Copy the data exactly as it appears, and do not include any pictures.

*DATA SHOWN*
######

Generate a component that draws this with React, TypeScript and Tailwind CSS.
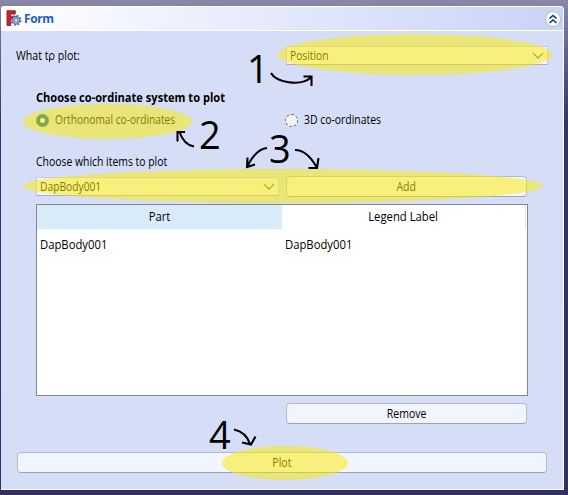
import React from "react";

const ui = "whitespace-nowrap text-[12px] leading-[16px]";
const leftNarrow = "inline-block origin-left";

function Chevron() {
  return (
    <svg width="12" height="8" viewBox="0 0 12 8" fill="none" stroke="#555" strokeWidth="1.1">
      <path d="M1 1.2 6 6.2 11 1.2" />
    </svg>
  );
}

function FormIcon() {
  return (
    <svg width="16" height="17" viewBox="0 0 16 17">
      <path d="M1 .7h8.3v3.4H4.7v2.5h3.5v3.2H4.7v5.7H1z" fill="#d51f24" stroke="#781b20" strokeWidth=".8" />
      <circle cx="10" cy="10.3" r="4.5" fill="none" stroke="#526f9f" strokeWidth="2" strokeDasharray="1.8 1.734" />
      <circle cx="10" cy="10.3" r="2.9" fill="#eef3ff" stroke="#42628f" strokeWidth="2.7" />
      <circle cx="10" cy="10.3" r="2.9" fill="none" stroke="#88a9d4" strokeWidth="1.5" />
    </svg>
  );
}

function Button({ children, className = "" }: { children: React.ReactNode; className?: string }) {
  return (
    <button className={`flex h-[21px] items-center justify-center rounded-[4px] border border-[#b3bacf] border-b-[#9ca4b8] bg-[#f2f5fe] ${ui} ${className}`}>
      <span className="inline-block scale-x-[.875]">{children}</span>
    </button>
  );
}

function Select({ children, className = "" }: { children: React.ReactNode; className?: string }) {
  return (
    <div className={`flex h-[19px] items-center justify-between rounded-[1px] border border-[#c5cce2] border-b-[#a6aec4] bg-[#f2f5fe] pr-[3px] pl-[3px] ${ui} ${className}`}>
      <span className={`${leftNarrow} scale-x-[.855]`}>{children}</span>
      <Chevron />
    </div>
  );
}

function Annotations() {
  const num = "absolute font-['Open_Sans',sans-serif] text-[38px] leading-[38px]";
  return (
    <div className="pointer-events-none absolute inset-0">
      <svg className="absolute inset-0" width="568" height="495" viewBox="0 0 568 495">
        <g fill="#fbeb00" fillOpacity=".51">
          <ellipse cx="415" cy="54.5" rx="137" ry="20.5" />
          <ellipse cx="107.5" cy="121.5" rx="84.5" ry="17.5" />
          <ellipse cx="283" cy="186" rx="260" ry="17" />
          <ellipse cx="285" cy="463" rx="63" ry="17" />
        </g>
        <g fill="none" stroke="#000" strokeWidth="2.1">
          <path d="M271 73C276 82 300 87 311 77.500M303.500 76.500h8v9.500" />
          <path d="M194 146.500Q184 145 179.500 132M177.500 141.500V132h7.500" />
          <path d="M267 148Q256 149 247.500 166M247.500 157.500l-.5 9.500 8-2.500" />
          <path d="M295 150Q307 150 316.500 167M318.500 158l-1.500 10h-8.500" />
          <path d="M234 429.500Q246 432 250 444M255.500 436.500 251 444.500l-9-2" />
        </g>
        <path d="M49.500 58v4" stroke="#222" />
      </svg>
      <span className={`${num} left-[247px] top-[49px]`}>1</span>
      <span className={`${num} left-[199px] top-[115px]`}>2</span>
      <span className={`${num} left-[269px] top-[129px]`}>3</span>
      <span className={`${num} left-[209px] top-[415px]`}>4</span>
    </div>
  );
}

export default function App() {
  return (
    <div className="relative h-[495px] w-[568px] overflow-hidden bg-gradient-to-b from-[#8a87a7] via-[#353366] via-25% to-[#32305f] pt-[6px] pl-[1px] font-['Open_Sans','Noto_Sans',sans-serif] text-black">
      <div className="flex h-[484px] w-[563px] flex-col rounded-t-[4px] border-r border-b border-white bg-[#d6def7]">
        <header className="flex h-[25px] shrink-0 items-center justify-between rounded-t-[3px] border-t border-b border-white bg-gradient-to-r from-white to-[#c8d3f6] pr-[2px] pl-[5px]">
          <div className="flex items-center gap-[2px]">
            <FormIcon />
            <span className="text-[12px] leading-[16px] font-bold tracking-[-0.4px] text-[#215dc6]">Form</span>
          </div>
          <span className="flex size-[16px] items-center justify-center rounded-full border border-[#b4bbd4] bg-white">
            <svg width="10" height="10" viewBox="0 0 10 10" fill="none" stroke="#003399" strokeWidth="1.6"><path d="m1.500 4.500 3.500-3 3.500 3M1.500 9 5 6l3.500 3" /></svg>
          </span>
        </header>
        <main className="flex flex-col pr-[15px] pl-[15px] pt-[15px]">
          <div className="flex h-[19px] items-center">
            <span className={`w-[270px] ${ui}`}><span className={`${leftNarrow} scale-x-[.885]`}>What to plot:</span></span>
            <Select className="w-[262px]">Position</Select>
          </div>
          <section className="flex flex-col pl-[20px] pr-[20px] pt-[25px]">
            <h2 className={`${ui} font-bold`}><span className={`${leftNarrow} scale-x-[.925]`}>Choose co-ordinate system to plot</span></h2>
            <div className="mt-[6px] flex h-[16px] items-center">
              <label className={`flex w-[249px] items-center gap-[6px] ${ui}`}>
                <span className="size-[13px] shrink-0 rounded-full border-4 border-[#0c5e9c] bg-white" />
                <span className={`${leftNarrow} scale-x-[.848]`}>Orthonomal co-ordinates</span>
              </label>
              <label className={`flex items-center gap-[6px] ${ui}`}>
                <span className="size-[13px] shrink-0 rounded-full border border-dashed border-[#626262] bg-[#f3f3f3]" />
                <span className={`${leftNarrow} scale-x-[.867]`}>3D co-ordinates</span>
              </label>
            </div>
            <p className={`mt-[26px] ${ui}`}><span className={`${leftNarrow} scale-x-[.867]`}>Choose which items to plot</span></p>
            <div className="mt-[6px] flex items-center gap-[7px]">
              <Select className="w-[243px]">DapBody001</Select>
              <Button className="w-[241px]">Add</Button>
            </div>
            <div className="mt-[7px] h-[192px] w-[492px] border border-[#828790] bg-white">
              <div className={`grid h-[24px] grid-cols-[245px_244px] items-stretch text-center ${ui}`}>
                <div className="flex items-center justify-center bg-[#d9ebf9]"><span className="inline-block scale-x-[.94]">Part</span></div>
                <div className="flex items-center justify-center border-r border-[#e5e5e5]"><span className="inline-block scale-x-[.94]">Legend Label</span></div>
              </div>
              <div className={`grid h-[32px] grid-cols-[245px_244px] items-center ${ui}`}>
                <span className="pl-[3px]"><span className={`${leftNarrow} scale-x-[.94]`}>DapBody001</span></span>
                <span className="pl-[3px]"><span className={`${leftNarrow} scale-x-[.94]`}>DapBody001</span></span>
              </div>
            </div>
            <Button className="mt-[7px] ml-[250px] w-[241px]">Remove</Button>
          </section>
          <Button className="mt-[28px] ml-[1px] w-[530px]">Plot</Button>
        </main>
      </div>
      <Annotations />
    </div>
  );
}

######

*EXERCISE ANSWER*
Generate a component that draws this with React, TypeScript and Tailwind CSS.
import React from "react";

const ui = "whitespace-nowrap text-[12px] leading-[16px]";
const leftNarrow = "inline-block origin-left";

function Chevron() {
  return (
    <svg width="12" height="8" viewBox="0 0 12 8" fill="none" stroke="#555" strokeWidth="1.1">
      <path d="M1 1.2 6 6.2 11 1.2" />
    </svg>
  );
}

function FormIcon() {
  return (
    <svg width="16" height="17" viewBox="0 0 16 17">
      <path d="M1 .7h8.3v3.4H4.7v2.5h3.5v3.2H4.7v5.7H1z" fill="#d51f24" stroke="#781b20" strokeWidth=".8" />
      <circle cx="10" cy="10.3" r="4.5" fill="none" stroke="#526f9f" strokeWidth="2" strokeDasharray="1.8 1.734" />
      <circle cx="10" cy="10.3" r="2.9" fill="#eef3ff" stroke="#42628f" strokeWidth="2.7" />
      <circle cx="10" cy="10.3" r="2.9" fill="none" stroke="#88a9d4" strokeWidth="1.5" />
    </svg>
  );
}

function Button({ children, className = "" }: { children: React.ReactNode; className?: string }) {
  return (
    <button className={`flex h-[21px] items-center justify-center rounded-[4px] border border-[#b3bacf] border-b-[#9ca4b8] bg-[#f2f5fe] ${ui} ${className}`}>
      <span className="inline-block scale-x-[.875]">{children}</span>
    </button>
  );
}

function Select({ children, className = "" }: { children: React.ReactNode; className?: string }) {
  return (
    <div className={`flex h-[19px] items-center justify-between rounded-[1px] border border-[#c5cce2] border-b-[#a6aec4] bg-[#f2f5fe] pr-[3px] pl-[3px] ${ui} ${className}`}>
      <span className={`${leftNarrow} scale-x-[.855]`}>{children}</span>
      <Chevron />
    </div>
  );
}

function Annotations() {
  const num = "absolute font-['Open_Sans',sans-serif] text-[38px] leading-[38px]";
  return (
    <div className="pointer-events-none absolute inset-0">
      <svg className="absolute inset-0" width="568" height="495" viewBox="0 0 568 495">
        <g fill="#fbeb00" fillOpacity=".51">
          <ellipse cx="415" cy="54.5" rx="137" ry="20.5" />
          <ellipse cx="107.5" cy="121.5" rx="84.5" ry="17.5" />
          <ellipse cx="283" cy="186" rx="260" ry="17" />
          <ellipse cx="285" cy="463" rx="63" ry="17" />
        </g>
        <g fill="none" stroke="#000" strokeWidth="2.1">
          <path d="M271 73C276 82 300 87 311 77.500M303.500 76.500h8v9.500" />
          <path d="M194 146.500Q184 145 179.500 132M177.500 141.500V132h7.500" />
          <path d="M267 148Q256 149 247.500 166M247.500 157.500l-.5 9.500 8-2.500" />
          <path d="M295 150Q307 150 316.500 167M318.500 158l-1.500 10h-8.500" />
          <path d="M234 429.500Q246 432 250 444M255.500 436.500 251 444.500l-9-2" />
        </g>
        <path d="M49.500 58v4" stroke="#222" />
      </svg>
      <span className={`${num} left-[247px] top-[49px]`}>1</span>
      <span className={`${num} left-[199px] top-[115px]`}>2</span>
      <span className={`${num} left-[269px] top-[129px]`}>3</span>
      <span className={`${num} left-[209px] top-[415px]`}>4</span>
    </div>
  );
}

export default function App() {
  return (
    <div className="relative h-[495px] w-[568px] overflow-hidden bg-gradient-to-b from-[#8a87a7] via-[#353366] via-25% to-[#32305f] pt-[6px] pl-[1px] font-['Open_Sans','Noto_Sans',sans-serif] text-black">
      <div className="flex h-[484px] w-[563px] flex-col rounded-t-[4px] border-r border-b border-white bg-[#d6def7]">
        <header className="flex h-[25px] shrink-0 items-center justify-between rounded-t-[3px] border-t border-b border-white bg-gradient-to-r from-white to-[#c8d3f6] pr-[2px] pl-[5px]">
          <div className="flex items-center gap-[2px]">
            <FormIcon />
            <span className="text-[12px] leading-[16px] font-bold tracking-[-0.4px] text-[#215dc6]">Form</span>
          </div>
          <span className="flex size-[16px] items-center justify-center rounded-full border border-[#b4bbd4] bg-white">
            <svg width="10" height="10" viewBox="0 0 10 10" fill="none" stroke="#003399" strokeWidth="1.6"><path d="m1.500 4.500 3.500-3 3.500 3M1.500 9 5 6l3.500 3" /></svg>
          </span>
        </header>
        <main className="flex flex-col pr-[15px] pl-[15px] pt-[15px]">
          <div className="flex h-[19px] items-center">
            <span className={`w-[270px] ${ui}`}><span className={`${leftNarrow} scale-x-[.885]`}>What to plot:</span></span>
            <Select className="w-[262px]">Position</Select>
          </div>
          <section className="flex flex-col pl-[20px] pr-[20px] pt-[25px]">
            <h2 className={`${ui} font-bold`}><span className={`${leftNarrow} scale-x-[.925]`}>Choose co-ordinate system to plot</span></h2>
            <div className="mt-[6px] flex h-[16px] items-center">
              <label className={`flex w-[249px] items-center gap-[6px] ${ui}`}>
                <span className="size-[13px] shrink-0 rounded-full border-4 border-[#0c5e9c] bg-white" />
                <span className={`${leftNarrow} scale-x-[.848]`}>Orthonomal co-ordinates</span>
              </label>
              <label className={`flex items-center gap-[6px] ${ui}`}>
                <span className="size-[13px] shrink-0 rounded-full border border-dashed border-[#626262] bg-[#f3f3f3]" />
                <span className={`${leftNarrow} scale-x-[.867]`}>3D co-ordinates</span>
              </label>
            </div>
            <p className={`mt-[26px] ${ui}`}><span className={`${leftNarrow} scale-x-[.867]`}>Choose which items to plot</span></p>
            <div className="mt-[6px] flex items-center gap-[7px]">
              <Select className="w-[243px]">DapBody001</Select>
              <Button className="w-[241px]">Add</Button>
            </div>
            <div className="mt-[7px] h-[192px] w-[492px] border border-[#828790] bg-white">
              <div className={`grid h-[24px] grid-cols-[245px_244px] items-stretch text-center ${ui}`}>
                <div className="flex items-center justify-center bg-[#d9ebf9]"><span className="inline-block scale-x-[.94]">Part</span></div>
                <div className="flex items-center justify-center border-r border-[#e5e5e5]"><span className="inline-block scale-x-[.94]">Legend Label</span></div>
              </div>
              <div className={`grid h-[32px] grid-cols-[245px_244px] items-center ${ui}`}>
                <span className="pl-[3px]"><span className={`${leftNarrow} scale-x-[.94]`}>DapBody001</span></span>
                <span className="pl-[3px]"><span className={`${leftNarrow} scale-x-[.94]`}>DapBody001</span></span>
              </div>
            </div>
            <Button className="mt-[7px] ml-[250px] w-[241px]">Remove</Button>
          </section>
          <Button className="mt-[28px] ml-[1px] w-[530px]">Plot</Button>
        </main>
      </div>
      <Annotations />
    </div>
  );
}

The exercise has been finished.